Werum hat 2010 bereits das Orchester der Kulturen gegründet, dem eine ähnliche Idee zugrunde liegt: eine Begegnung aller Kulturen dieser Welt auf Augenhöhe. Die Idee für den Chor kam ihm im vergangenen Jahr: „Im letzten Herbst habe ich einen Chor übernommen, der aber schon ein festes Repertoire hatte. Deshalb wollte ich einen neuen Chor gründen, mit dem ich kulturell einen größeren Bogen schlagen kann.“

Ein Tonstudio in Damaskus

Obwohl der Chor gewissermaßen noch am Anfang steht, hat sich bereits ein fester Stamm von 15 bis 20 Teilnehmern gebildet – die meisten von ihnen Frauen. Eine von ihnen ist Karen Zoeppritz-Karle: „Mir gefällt die Idee, die Kulturen zusammenzubringen.“ Einer der drei männlichen Teilnehmer, die an diesem Abend zur Probe gekommen sind, ist Firaz Ahmad. Der 37-Jährige ist ebenfalls aus seiner Heimat Syrien geflüchtet. „Ich lebe seit einem Jahr und sieben Monaten in Stuttgart“, sagt er in gebrochenem Deutsch. Mit seiner Frau und den vier Kindern im Alter zwischen einem und elf Jahren bewohnt er ein Zimmer in der Flüchtlingsunterkunft an der Forststraße im Stuttgarter Westen. „In Damaskus hatte ich ein Tonstudio“, erzählt er. Im vergangenen Jahr hat Firaz Ahmad bereits den Solitude Chor bei Auftritten als Tontechniker unterstützen können. Auch an diesem Abend wird er nicht singen. Während Werum bei der Probe das Piano spielt, begleitet Firaz die Sänger mit Percussions. Er und Werum kennen sich bereits von früheren Projekten.

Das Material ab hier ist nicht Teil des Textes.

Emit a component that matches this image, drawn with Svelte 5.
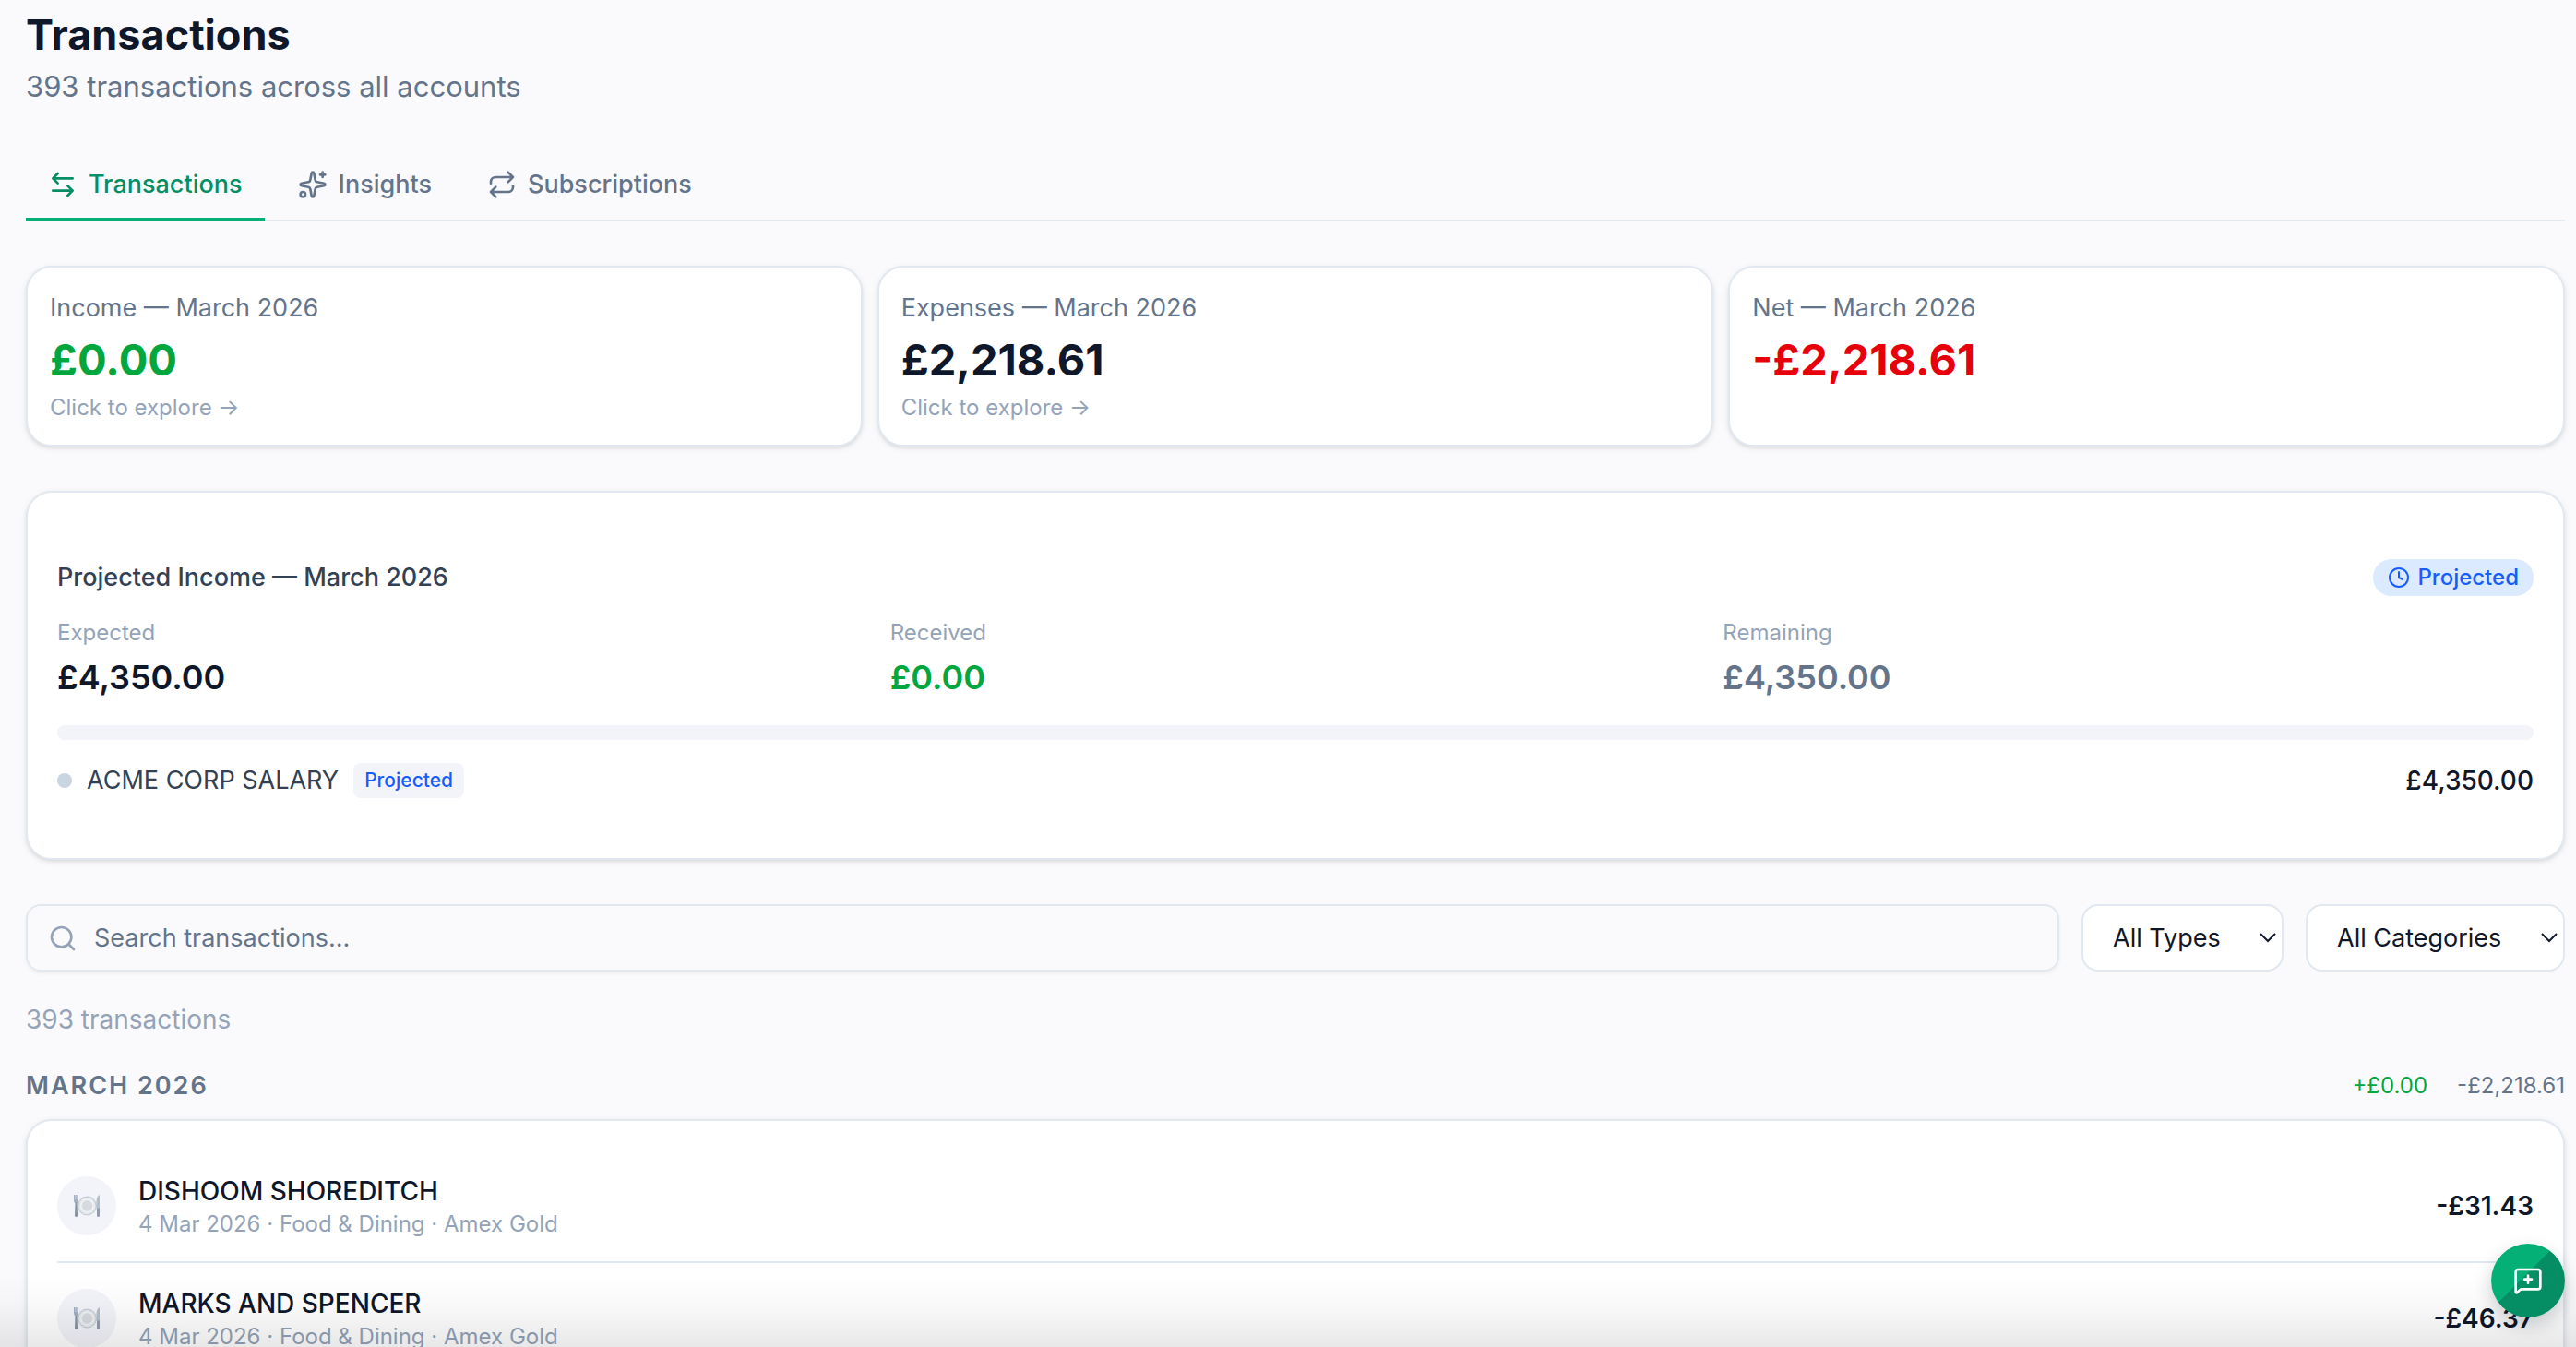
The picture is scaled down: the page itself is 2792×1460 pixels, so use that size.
<script lang="ts">
  type Tab = { id: string; label: string }
  type Summary = { label: string; value: string; tone: string; explore: boolean }

  const tabs: Tab[] = [
    { id: 'transactions', label: 'Transactions' },
    { id: 'insights', label: 'Insights' },
    { id: 'subscriptions', label: 'Subscriptions' }
  ]

  const summaries: Summary[] = [
    { label: 'Income — March 2026', value: '£0.00', tone: 'positive', explore: true },
    { label: 'Expenses — March 2026', value: '£2,218.61', tone: 'strong', explore: true },
    { label: 'Net — March 2026', value: '-£2,218.61', tone: 'negative', explore: false }
  ]

  const projection = [
    { label: 'Expected', value: '£4,350.00', tone: 'strong' },
    { label: 'Received', value: '£0.00', tone: 'positive' },
    { label: 'Remaining', value: '£4,350.00', tone: 'muted' }
  ]

  const transactions = [
    { name: 'DISHOOM SHOREDITCH', meta: '4 Mar 2026 · Food & Dining · Amex Gold', amount: '-£31.43' },
    { name: 'MARKS AND SPENCER', meta: '4 Mar 2026 · Food & Dining · Amex Gold', amount: '-£46.37' }
  ]

  let activeTab = $state('transactions')
  let search = $state('')
  let type = $state('all')
  let category = $state('all')
</script>

{#snippet chevron()}
  <svg class="chevron" viewBox="0 0 20 12" aria-hidden="true"><path d="m2 2 8 8 8-8" /></svg>
{/snippet}

<main class="page">
  <header>
    <h1>Transactions</h1>
    <p class="subtitle">393 transactions across all accounts</p>
  </header>

  <nav class="tabs" aria-label="Views">
    {#each tabs as tab}
      <button class="tab" class:active={activeTab === tab.id} onclick={() => (activeTab = tab.id)}>
        <svg class="icon" viewBox="0 0 24 24" aria-hidden="true">
          {#if tab.id === 'transactions'}
            <path d="M8 3 4 7l4 4M4 7h16M16 21l4-4-4-4M20 17H4" />
          {:else if tab.id === 'insights'}
            <path d="M11.017 2.814a1 1 0 0 1 1.966 0l1.051 5.558a2 2 0 0 0 1.594 1.594l5.558 1.051a1 1 0 0 1 0 1.966l-5.558 1.051a2 2 0 0 0-1.594 1.594l-1.051 5.558a1 1 0 0 1-1.966 0l-1.051-5.558a2 2 0 0 0-1.594-1.594l-5.558-1.051a1 1 0 0 1 0-1.966l5.558-1.051a2 2 0 0 0 1.594-1.594zM20 2v4M22 4h-4" />
            <circle cx="4" cy="20" r="2" />
          {:else}
            <path d="m17 2 4 4-4 4M3 11v-1a4 4 0 0 1 4-4h14M7 22l-4-4 4-4M21 13v1a4 4 0 0 1-4 4H3" />
          {/if}
        </svg>
        {tab.label}
      </button>
    {/each}
  </nav>

  <section class="summaries" aria-label="Summary">
    {#each summaries as item}
      <svelte:element this={item.explore ? 'button' : 'div'} class="card summary">
        <span class="summary-label">{item.label}</span>
        <span class="summary-value {item.tone}">{item.value}</span>
        {#if item.explore}
          <span class="explore">Click to explore →</span>
        {/if}
      </svelte:element>
    {/each}
  </section>

  <section class="card projected">
    <div class="projected-header">
      <h2>Projected Income — March 2026</h2>
      <span class="badge">
        <svg class="icon small" viewBox="0 0 24 24" aria-hidden="true">
          <circle cx="12" cy="12" r="10" />
          <path d="M12 6v6l4 2" />
        </svg>
        Projected
      </span>
    </div>

    <dl class="stats">
      {#each projection as stat}
        <div>
          <dt>{stat.label}</dt>
          <dd class={stat.tone}>{stat.value}</dd>
        </div>
      {/each}
    </dl>

    <div class="track"></div>

    <div class="source">
      <span class="dot"></span>
      <span class="source-name">ACME CORP SALARY</span>
      <span class="chip">Projected</span>
      <span class="source-amount">£4,350.00</span>
    </div>
  </section>

  <div class="filters">
    <label class="search">
      <svg class="icon" viewBox="0 0 24 24" aria-hidden="true">
        <circle cx="11" cy="11" r="8" />
        <path d="m21 21-4.3-4.3" />
      </svg>
      <input type="text" placeholder="Search transactions..." aria-label="Search transactions" bind:value={search} />
    </label>
    <div class="select">
      <select aria-label="Type" bind:value={type}>
        <option value="all">All Types</option>
      </select>
      {@render chevron()}
    </div>
    <div class="select">
      <select aria-label="Category" bind:value={category}>
        <option value="all">All Categories</option>
      </select>
      {@render chevron()}
    </div>
  </div>

  <p class="count">393 transactions</p>

  <section>
    <div class="month">
      <h3>March 2026</h3>
      <span class="month-in">+£0.00</span>
      <span class="month-out">-£2,218.61</span>
    </div>

    <ul class="card list">
      {#each transactions as tx}
        <li>
          <span class="avatar">
            <svg viewBox="0 0 28 24" aria-hidden="true">
              <circle cx="14.5" cy="12" r="9.8" fill="#e6eaee" stroke="#c3cbd5" stroke-width="1.2" />
              <circle cx="14.5" cy="12" r="6.6" fill="#d6dbe0" stroke="#f4f6f8" stroke-width="1.2" />
              <path d="M0 0h5v6.500q0 2-1.500 2.500h-2Q0 8.500 0 6.500z" fill="#a3afbf" />
              <path d="M1.700 0v5M3.300 0v5" stroke="#dde3ea" stroke-width=".6" />
              <path d="M1.500 8.500h2l.5 14q0 1.500-1.500 1.500T1 22.500z" fill="#8593a8" />
              <path d="M28 0q-3.500 1.500-3.500 8v7H28z" fill="#b4bfcb" />
              <path d="M25 14.500h3v8q0 1.500-1.500 1.500T25 22.500z" fill="#8f9db0" />
            </svg>
          </span>
          <div class="tx-text">
            <p class="tx-name">{tx.name}</p>
            <p class="tx-meta">{tx.meta}</p>
          </div>
          <span class="tx-amount">{tx.amount}</span>
        </li>
      {/each}
    </ul>
  </section>
</main>

<div class="fade"></div>

<button class="fab" aria-label="Send feedback">
  <svg class="icon" viewBox="0 0 24 24" aria-hidden="true">
    <path d="M22 17a2 2 0 0 1-2 2H6.828a2 2 0 0 0-1.414.586l-2.202 2.202A.71.71 0 0 1 2 21.286V5a2 2 0 0 1 2-2h16a2 2 0 0 1 2 2zM12 8v6M9 11h6" />
  </svg>
</button>

<style>
  :global(body) {
    background: #fafafc;
    overflow: hidden;
  }

  .page,
  button,
  input,
  select {
    font-family: Inter, 'Liberation Sans', sans-serif;
  }

  .page {
    padding: 6px 12px 0 28px;
    height: 100vh;
    box-sizing: border-box;
    overflow: hidden;
    color: #0f172a;
    font-size: 28px;
    line-height: 40px;
  }

  h1,
  h2,
  h3,
  p,
  dl,
  dd,
  ul {
    margin: 0;
    padding: 0;
  }

  h1 {
    font-size: 45px;
    font-weight: 700;
    line-height: 64px;
  }

  .subtitle {
    color: #64748b;
    font-size: 31px;
    line-height: 48px;
  }

  .icon {
    flex: none;
    width: 32px;
    height: 32px;
    fill: none;
    stroke: currentColor;
    stroke-width: 2;
    stroke-linecap: round;
    stroke-linejoin: round;
  }

  .small {
    width: 24px;
    height: 24px;
  }

  .tabs {
    display: flex;
    gap: 12px;
    margin-top: 42px;
    box-shadow: inset 0 -2px #e2e8f0;
  }

  .tab {
    display: flex;
    align-items: center;
    gap: 12px;
    padding: 24px 24px 20px;
    border: 0;
    border-bottom: 4px solid transparent;
    background: none;
    color: #64748b;
    font-size: 27px;
    font-weight: 500;
    line-height: 32px;
  }

  .tab.active {
    border-color: #05b076;
    color: #058d63;
  }

  .card {
    box-sizing: border-box;
    border: 2px solid #e2e8f0;
    border-radius: 28px;
    background: #fff;
    box-shadow: 0 2px 6px rgb(0 0 0 / 10%), 0 2px 4px -2px rgb(0 0 0 / 10%);
  }

  .positive {
    color: #00a63e;
  }

  .negative {
    color: #e7000b;
  }

  .strong {
    color: #0f172a;
  }

  .muted {
    color: #64748b;
  }

  .summaries {
    display: grid;
    grid-template-columns: repeat(3, minmax(0, 1fr));
    gap: 16px;
    margin-top: 48px;
  }

  .summary {
    display: flex;
    flex-direction: column;
    gap: 4px;
    padding: 24px;
    text-align: left;
  }

  .summary-label {
    color: #64748b;
    font-size: 27px;
    line-height: 40px;
  }

  .summary-value {
    font-size: 47px;
    font-weight: 700;
    line-height: 64px;
  }

  .explore {
    color: #94a3b8;
    font-size: 24px;
    line-height: 32px;
  }

  .projected {
    display: flex;
    flex-direction: column;
    gap: 24px;
    margin-top: 48px;
    padding: 72px 32px 64px;
  }

  .projected-header {
    display: flex;
    align-items: center;
    justify-content: space-between;
  }

  h2 {
    color: #334155;
    font-size: 27px;
    font-weight: 500;
  }

  .badge {
    display: flex;
    align-items: center;
    gap: 8px;
    padding: 4px 16px;
    border-radius: 20px;
    background: #dbeafe;
    color: #155dfc;
    font-size: 24px;
    font-weight: 500;
    line-height: 32px;
  }

  .stats {
    display: grid;
    grid-template-columns: repeat(3, minmax(0, 1fr));
    gap: 24px;
  }

  dt {
    color: #94a3b8;
    font-size: 24px;
    line-height: 32px;
  }

  dd {
    padding-top: 4px;
    font-size: 36px;
    font-weight: 600;
    line-height: 56px;
  }

  .track {
    height: 16px;
    border-radius: 8px;
    background: #f3f4f9;
  }

  .source {
    display: flex;
    align-items: center;
    gap: 16px;
  }

  .dot {
    width: 16px;
    height: 16px;
    border-radius: 50%;
    background: #cad5e2;
  }

  .source-name {
    color: #334155;
    font-size: 27px;
  }

  .chip {
    padding: 4px 12px;
    border-radius: 8px;
    background: #f3f4f9;
    color: #155dfc;
    font-size: 21px;
    font-weight: 500;
    line-height: 30px;
  }

  .source-amount {
    margin-left: auto;
    font-weight: 500;
  }

  .filters {
    display: flex;
    gap: 24px;
    margin-top: 48px;
  }

  .search {
    display: flex;
    flex: 1;
    align-items: center;
    gap: 18px;
    padding: 0 22px;
    border: 2px solid #e2e8f0;
    border-radius: 16px;
    box-shadow: 0 2px 4px rgb(0 0 0 / 5%);
    color: #94a3b8;
  }

  input {
    flex: 1;
    min-width: 0;
    padding: 0;
    border: 0;
    outline: 0;
    background: none;
    color: #0f172a;
    font-size: 27px;
  }

  input::placeholder {
    color: #64748b;
    opacity: 1;
  }

  .select {
    position: relative;
  }

  select {
    height: 73px;
    padding: 0 66px 0 32px;
    border: 2px solid #e2e8f0;
    border-radius: 18px;
    appearance: none;
    background: #fff;
    color: #0f172a;
    font-size: 27px;
  }

  .chevron {
    position: absolute;
    top: 30px;
    right: 7px;
    width: 20px;
    height: 12px;
    fill: none;
    stroke: #0f172a;
    stroke-width: 2;
    pointer-events: none;
  }

  .count {
    margin-top: 32px;
    color: #94a3b8;
  }

  .month {
    display: flex;
    align-items: center;
    gap: 32px;
    margin: 32px 0 16px;
    font-size: 24px;
  }

  h3 {
    margin-right: auto;
    color: #64748b;
    font-size: 27px;
    font-weight: 600;
    letter-spacing: 2px;
    text-transform: uppercase;
  }

  .month-in {
    color: #00a63e;
  }

  .month-out {
    color: #64748b;
  }

  .list {
    padding: 32px;
    list-style: none;
  }

  li {
    display: flex;
    align-items: center;
    gap: 24px;
    padding: 24px 0;
  }

  li + li {
    border-top: 2px solid #e2e8f0;
  }

  .avatar {
    display: flex;
    align-items: center;
    justify-content: center;
    width: 64px;
    height: 64px;
    border-radius: 50%;
    background: #f3f4f9;
  }

  .avatar svg {
    width: 28px;
    height: 24px;
  }

  .tx-text {
    flex: 1;
  }

  .tx-name {
    font-weight: 500;
  }

  .tx-meta {
    color: #94a3b8;
    font-size: 24px;
    line-height: 32px;
  }

  .tx-amount {
    font-weight: 600;
  }

  .fade {
    position: fixed;
    inset: auto 0 0;
    height: 80px;
    background: linear-gradient(rgb(0 0 0 / 0%), rgb(0 0 0 / 2%) 40%, rgb(0 0 0 / 9%));
    pointer-events: none;
  }

  .fab {
    position: fixed;
    right: 12px;
    bottom: 32px;
    display: flex;
    align-items: center;
    justify-content: center;
    width: 80px;
    height: 80px;
    padding: 0;
    border: 0;
    border-radius: 50%;
    background: linear-gradient(135deg, #05b076 45%, #058d63 45%);
    box-shadow: 0 8px 20px rgb(15 23 42 / 20%);
    color: #fff;
  }
</style>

So ergeht es einigen der Teilnehmer, die nicht nur aus Deutschland und Syrien, sondern auch aus Peru und Ecuador kommen. „Wir hoffen, dass sich noch viele weitere Sänger melden. Unsere Ziele sind klar, die ersten Auftrittsanfragen haben wir nämlich schon“, sagt Werum. In wenigen Monaten singt der Chor zum Beispiel beim Caritas-Sommerfest und bei einer Veranstaltung im Rahmen des Sommerfests der Kulturen.

Außerdem hat Adrian Werum nun auch noch eine spirituelle Stunde der Kulturen initiiert. Sie soll von 2. Juni an jeden ersten Sonntag im Monat abgehalten werden. Hier sollen Menschen aller Glaubensrichtungen sowie Atheisten und Agnostiker zusammenfinden können.